Close to half of companies with defined-benefit pension plans let retiring employees take a lump-sum distribution instead of a monthly check. When given that choice, nearly everyone takes the cash. But a federal law that goes into effect in 2008 may limit many companies' ability to offer those one-time payments.

Starting next year, companies won't be able to make lump-sum distributions if their pension plans are more than 40% underfunded. (Congress is considering a bill to postpone the change until at least 2009.) For companies using a calendar year, the change will begin on Apr. 1. Those that are 20% to 40% underfunded will be permitted to offer lump sums on only up to half of the benefits employees have accrued.

Is your plan likely to land on the no- or partial-distribution list? The pension data available on Form 5500--filed with the Labor Dept. and available from HR departments--are generally outdated by the time they're released. The disclosures in companies' 10-Ks are also of limited use, since they rely on a different formula to calculate pension funding than the new law requires. Still, "it can give you a rough estimate," says Marjorie Martin, a vice-president at Aon Consulting Worldwide.

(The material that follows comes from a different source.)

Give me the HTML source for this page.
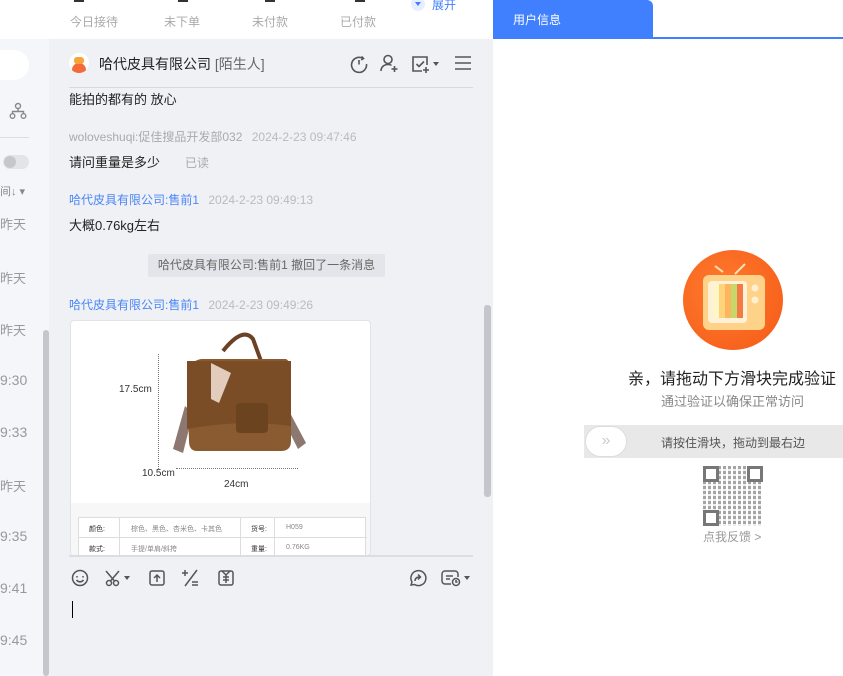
<!DOCTYPE html>
<html><head><meta charset="utf-8"><style>
*{margin:0;padding:0;box-sizing:border-box}
body{width:843px;height:676px;overflow:hidden;position:relative;background:#fff;font-family:"Liberation Sans","Noto Sans CJK SC",sans-serif;}
.a{position:absolute;white-space:nowrap}
.g{color:#aaa}
svg{position:absolute}
</style></head><body>
<div class="a" style="left:0;top:0;width:493px;height:39px;background:#fff"></div>
<div class="a" style="left:74px;top:0;width:10px;height:2px;background:#333"></div>
<div class="a" style="left:178px;top:0;width:10px;height:2px;background:#333"></div>
<div class="a" style="left:265px;top:0;width:10px;height:2px;background:#333"></div>
<div class="a" style="left:355px;top:0;width:10px;height:2px;background:#333"></div>
<div class="a g" style="left:70px;top:13px;font-size:12px">今日接待</div>
<div class="a g" style="left:164px;top:13px;font-size:12px">未下单</div>
<div class="a g" style="left:252px;top:13px;font-size:12px">未付款</div>
<div class="a g" style="left:340px;top:13px;font-size:12px">已付款</div>
<div class="a" style="left:411px;top:-3px;width:14px;height:14px;border-radius:50%;background:#e6eeff"></div>
<div class="a" style="left:415px;top:2px;border-left:3px solid transparent;border-right:3px solid transparent;border-top:4px solid #4080ff"></div>
<div class="a" style="left:432px;top:-4px;font-size:12px;color:#4080ff">展开</div>
<div class="a" style="left:0;top:39px;width:49px;height:637px;background:#f5f6f9"></div>
<div class="a" style="left:0;top:50px;width:29px;height:30px;border-radius:0 15px 15px 0;background:#fff"></div>
<svg style="left:9px;top:102px" width="18" height="18" viewBox="0 0 18 18" fill="none" stroke="#888" stroke-width="1.4"><circle cx="9" cy="4" r="2.5"/><circle cx="3.5" cy="14" r="2.3"/><circle cx="14.5" cy="14" r="2.3"/><path d="M9 6.5v3M3.5 11.7V9.5h11v2.2"/></svg>
<div class="a" style="left:0;top:137px;width:29px;height:1px;background:#ddd"></div>
<div class="a" style="left:3px;top:155px;width:26px;height:14px;border-radius:7px;background:#e3e4e8"></div>
<div class="a" style="left:4px;top:156px;width:12px;height:12px;border-radius:6px;background:#c5c7cc"></div>
<div class="a" style="left:0;top:183px;font-size:11px;color:#888">间↓ ▾</div>
<div class="a" style="left:0;top:214px;font-size:13px;color:#999">昨天</div>
<div class="a" style="left:0;top:268px;font-size:13px;color:#999">昨天</div>
<div class="a" style="left:0;top:320px;font-size:13px;color:#999">昨天</div>
<div class="a" style="left:0;top:372px;font-size:14px;color:#999">9:30</div>
<div class="a" style="left:0;top:424px;font-size:14px;color:#999">9:33</div>
<div class="a" style="left:0;top:476px;font-size:13px;color:#999">昨天</div>
<div class="a" style="left:0;top:528px;font-size:14px;color:#999">9:35</div>
<div class="a" style="left:0;top:580px;font-size:14px;color:#999">9:41</div>
<div class="a" style="left:0;top:632px;font-size:14px;color:#999">9:45</div>
<div class="a" style="left:43px;top:330px;width:6px;height:346px;border-radius:3px;background:#c4c6cc"></div>
<div class="a" style="left:49px;top:39px;width:444px;height:637px;background:#f0f1f5"></div>
<div class="a" style="left:69px;top:53px;width:20px;height:20px;border-radius:50%;background:#fff;overflow:hidden"><div style="position:absolute;left:3px;top:10px;width:14px;height:10px;border-radius:7px 7px 0 0;background:#f46b3a"></div><div style="position:absolute;left:5px;top:4px;width:10px;height:7px;border-radius:3px;background:#f9a23a"></div></div>
<div class="a" style="left:99px;top:54px;font-size:14px;color:#222">哈代皮具有限公司 <span style="color:#666">[陌生人]</span></div>
<svg style="left:349px;top:54px" width="20" height="20" viewBox="0 0 20 20" fill="none" stroke="#555" stroke-width="1.6"><path d="M14 4.5A7.5 7.5 0 1 0 17.5 10"/><path d="M10 6v4.5"/><path d="M12.5 2.5l2 2-2.3 1.5"/></svg>
<svg style="left:379px;top:53px" width="20" height="20" viewBox="0 0 20 20" fill="none" stroke="#555" stroke-width="1.6"><circle cx="9" cy="6.5" r="4"/><path d="M2 18c0-4 3-6.5 7-6.5 1.5 0 2.5.3 3.5.8"/><path d="M15.5 13v6M12.5 16h6"/></svg>
<svg style="left:410px;top:54px" width="20" height="20" viewBox="0 0 20 20" fill="none" stroke="#555" stroke-width="1.6"><path d="M12 17H3V3h14v8"/><path d="M6.5 10l2.5 2.5 5-5"/><path d="M16 13v6M13 16h6"/></svg>
<div class="a" style="left:433px;top:62px;border-left:3px solid transparent;border-right:3px solid transparent;border-top:4px solid #555"></div>
<svg style="left:454px;top:55px" width="18" height="16" viewBox="0 0 18 16" stroke="#555" stroke-width="1.6"><path d="M1 2h16M1 8h16M1 14h16"/></svg>
<div class="a" style="left:69px;top:87px;width:404px;height:1px;background:#d8d9dd"></div>
<div class="a" style="left:69px;top:89px;font-size:13px;color:#222">能拍的都有的 放心</div>
<div class="a" style="left:69px;top:128px;font-size:12px;color:#aaa">woloveshuqi:促佳搜品开发部032 <span style="margin-left:6px;color:#bbb">2024-2-23 09:47:46</span></div>
<div class="a" style="left:69px;top:152px;font-size:13px;color:#222">请问重量是多少</div>
<div class="a" style="left:185px;top:154px;font-size:12px;color:#aaa">已读</div>
<div class="a" style="left:69px;top:191px;font-size:12px;color:#4a86f7">哈代皮具有限公司:售前1 <span style="margin-left:6px;color:#bbb">2024-2-23 09:49:13</span></div>
<div class="a" style="left:69px;top:215px;font-size:13px;color:#222">大概0.76kg左右</div>
<div class="a" style="left:148px;top:254px;width:237px;height:23px;background:#e4e5ea;border-radius:2px;font-size:12px;color:#666;line-height:23px;text-align:center">哈代皮具有限公司:售前1 撤回了一条消息</div>
<div class="a" style="left:69px;top:296px;font-size:12px;color:#4a86f7">哈代皮具有限公司:售前1 <span style="margin-left:6px;color:#bbb">2024-2-23 09:49:26</span></div>
<div class="a" style="left:70px;top:320px;width:301px;height:236px;background:#fff;border:1px solid #e2e3e7;border-radius:4px;overflow:hidden">
 <div style="position:absolute;left:0;top:182px;width:300px;height:60px;background:#f7f7f7"></div>
 <div style="position:absolute;left:48px;top:63px;font-size:10px;color:#333">17.5cm</div>
 <div style="position:absolute;left:71px;top:147px;font-size:10px;color:#333">10.5cm</div>
 <div style="position:absolute;left:153px;top:158px;font-size:10px;color:#333">24cm</div>
 <div style="position:absolute;left:87px;top:33px;width:0;height:115px;border-left:1px dotted #777"></div>
 <div style="position:absolute;left:105px;top:147px;width:122px;border-top:1px dotted #777"></div>
 <svg style="left:90px;top:10px" width="160" height="130" viewBox="0 0 160 130"><path d="M62 20 Q82 -5 92 8 L100 30" fill="none" stroke="#6b4226" stroke-width="4"/><path d="M24 75 L12 118 L22 122 L32 82Z" fill="#8c7870"/><path d="M128 80 L145 112 L137 118 L122 88Z" fill="#8c7870"/><path d="M26 45 Q28 30 40 28 H125 Q130 30 130 45 V110 Q130 120 120 120 H36 Q28 120 28 110Z" fill="#8a5a30"/><path d="M26 30 H130 V95 Q78 88 26 98Z" fill="#7a4d26"/><rect x="75" y="72" width="32" height="30" rx="4" fill="#6c431f"/><path d="M50 32 L70 42 L58 72 L50 68Z" fill="#e2ccbc"/></svg>
 <div style="position:absolute;left:7px;top:196px;width:288px;height:40px;border:1px solid #ddd;background:#fff;font-size:7px;color:#888">
  <div style="position:absolute;left:0;top:19px;width:288px;border-top:1px solid #ddd"></div>
  <div style="position:absolute;left:40px;top:0;height:40px;border-left:1px solid #ddd"></div>
  <div style="position:absolute;left:161px;top:0;height:40px;border-left:1px solid #ddd"></div>
  <div style="position:absolute;left:195px;top:0;height:40px;border-left:1px solid #ddd"></div>
  <div style="position:absolute;left:10px;top:6px;color:#333">颜色:</div><div style="position:absolute;left:52px;top:6px">棕色、黑色、杏米色、卡其色</div><div style="position:absolute;left:172px;top:6px;color:#333">货号:</div><div style="position:absolute;left:207px;top:6px">H059</div>
  <div style="position:absolute;left:10px;top:26px;color:#333">款式:</div><div style="position:absolute;left:52px;top:26px">手提/单肩/斜挎</div><div style="position:absolute;left:172px;top:26px;color:#333">重量:</div><div style="position:absolute;left:207px;top:26px">0.76KG</div>
 </div>
</div>
<div class="a" style="left:484px;top:305px;width:7px;height:192px;border-radius:3px;background:#c4c6cc"></div>
<div class="a" style="left:69px;top:555px;width:404px;height:2px;background:#dcdde1"></div>
<svg style="left:70px;top:568px" width="20" height="20" viewBox="0 0 20 20" fill="none" stroke="#555" stroke-width="1.5"><circle cx="10" cy="10" r="7.5"/><path d="M7 8v1.5M13 8v1.5M6.5 12c2 2.5 5 2.5 7 0"/></svg>
<svg style="left:104px;top:568px" width="20" height="20" viewBox="0 0 20 20" fill="none" stroke="#555" stroke-width="1.5"><circle cx="5" cy="15" r="2.5"/><circle cx="12" cy="15" r="2.5"/><path d="M6.5 13L15 3M10.5 13L2 3"/></svg>
<div class="a" style="left:124px;top:576px;border-left:3px solid transparent;border-right:3px solid transparent;border-top:4px solid #555"></div>
<svg style="left:147px;top:568px" width="20" height="20" viewBox="0 0 20 20" fill="none" stroke="#555" stroke-width="1.5"><rect x="3" y="3" width="14" height="14" rx="2"/><path d="M10 14V7M7 10l3-3 3 3"/></svg>
<svg style="left:181px;top:568px" width="20" height="20" viewBox="0 0 20 20" fill="none" stroke="#555" stroke-width="1.5"><path d="M1 5h6M4 2v6M16 2L4 18M11 14h6M11 17h6"/></svg>
<svg style="left:216px;top:568px" width="20" height="20" viewBox="0 0 20 20" fill="none" stroke="#555" stroke-width="1.5"><rect x="3" y="3" width="14" height="14" rx="2"/><path d="M6 3l4 4 4-4M7 9h6M7 12h6M10 7v8"/></svg>
<svg style="left:408px;top:568px" width="20" height="20" viewBox="0 0 20 20" fill="none" stroke="#555" stroke-width="1.5"><path d="M3 17l1-3A7.5 7.5 0 1 1 6.5 16.5z"/><path d="M7 13c0-3 2-4 5-4M10 6.5l2.5 2.5-2.5 2.5"/></svg>
<svg style="left:441px;top:568px" width="22" height="20" viewBox="0 0 22 20" fill="none" stroke="#555" stroke-width="1.5"><path d="M10 16H4a3 3 0 0 1-3-3V6a3 3 0 0 1 3-3h10a3 3 0 0 1 3 3v3"/><path d="M5 8h7M5 11h4"/><circle cx="15" cy="14" r="3.5"/><path d="M15 12v2h1.5"/></svg>
<div class="a" style="left:464px;top:576px;border-left:3px solid transparent;border-right:3px solid transparent;border-top:4px solid #555"></div>
<div class="a" style="left:72px;top:601px;width:1px;height:17px;background:#000"></div>
<div class="a" style="left:493px;top:0;width:160px;height:39px;background:#4080ff;border-radius:0 6px 0 0"></div>
<div class="a" style="left:493px;top:37px;width:350px;height:2px;background:#4080ff"></div>
<div class="a" style="left:513px;top:11px;font-size:12px;color:#fff">用户信息</div>
<div class="a" style="left:683px;top:250px;width:100px;height:100px;border-radius:50%;background:radial-gradient(circle at 40% 40%,#ff7a30,#f45a15)"></div>
<svg style="left:683px;top:250px" width="100" height="100" viewBox="0 0 100 100"><path d="M40 22l-8-6M62 14l-10 10" stroke="#fde0b0" stroke-width="2"/><rect x="20" y="25" width="62" height="55" rx="6" fill="#ffd28a"/><rect x="25" y="31" width="39" height="42" rx="4" fill="#fff1d8"/><rect x="30" y="34" width="6" height="34" fill="#fff6c8"/><rect x="36" y="34" width="6" height="34" fill="#ffd37a"/><rect x="42" y="34" width="6" height="34" fill="#ffb45e"/><rect x="48" y="34" width="6" height="34" fill="#c6d86a"/><rect x="54" y="34" width="6" height="34" fill="#f47a45"/><circle cx="72" cy="38" r="3.5" fill="#fff0d0"/><circle cx="72" cy="50" r="3.5" fill="#fff0d0"/></svg>
<div class="a" style="left:628px;top:365px;font-size:16px;color:#222">亲，请拖动下方滑块完成验证</div>
<div class="a" style="left:661px;top:391px;font-size:13px;color:#888">通过验证以确保正常访问</div>
<div class="a" style="left:584px;top:425px;width:259px;height:33px;background:#e8e8e8"></div>
<div class="a" style="left:585px;top:426px;width:42px;height:31px;border-radius:16px;background:#fff;border:1px solid #ddd;font-size:16px;color:#ccc;text-align:center;line-height:28px">»</div>
<div class="a" style="left:661px;top:434px;font-size:12px;color:#555">请按住滑块，拖动到最右边</div>
<div class="a" style="left:703px;top:466px;width:60px;height:60px;background:repeating-linear-gradient(90deg,#888 0 3px,#fff 3px 5px),#888;opacity:.75"></div>
<div class="a" style="left:703px;top:466px;width:60px;height:60px;background:repeating-linear-gradient(0deg,rgba(255,255,255,.8) 0 2px,transparent 2px 5px)"></div>
<div class="a" style="left:703px;top:466px;width:16px;height:16px;border:3px solid #777;background:#fff"></div>
<div class="a" style="left:747px;top:466px;width:16px;height:16px;border:3px solid #777;background:#fff"></div>
<div class="a" style="left:703px;top:510px;width:16px;height:16px;border:3px solid #777;background:#fff"></div>
<div class="a" style="left:703px;top:528px;font-size:12px;color:#999">点我反馈 ></div>
</body></html>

Your employer may not even know right now whether it will be able to offer the distributions. Companies still have a few months to cough up the cash to get their pension plans into better shape. Even relatively healthy plans that are as much as 90% funded may find they're restricted unless they can get an actuary to certify their results by Apr. 1. If the delay in certification continues past Oct. 1, a plan would be temporarily deemed below the 60% threshold, and lump sums would be off-limits until certification is granted.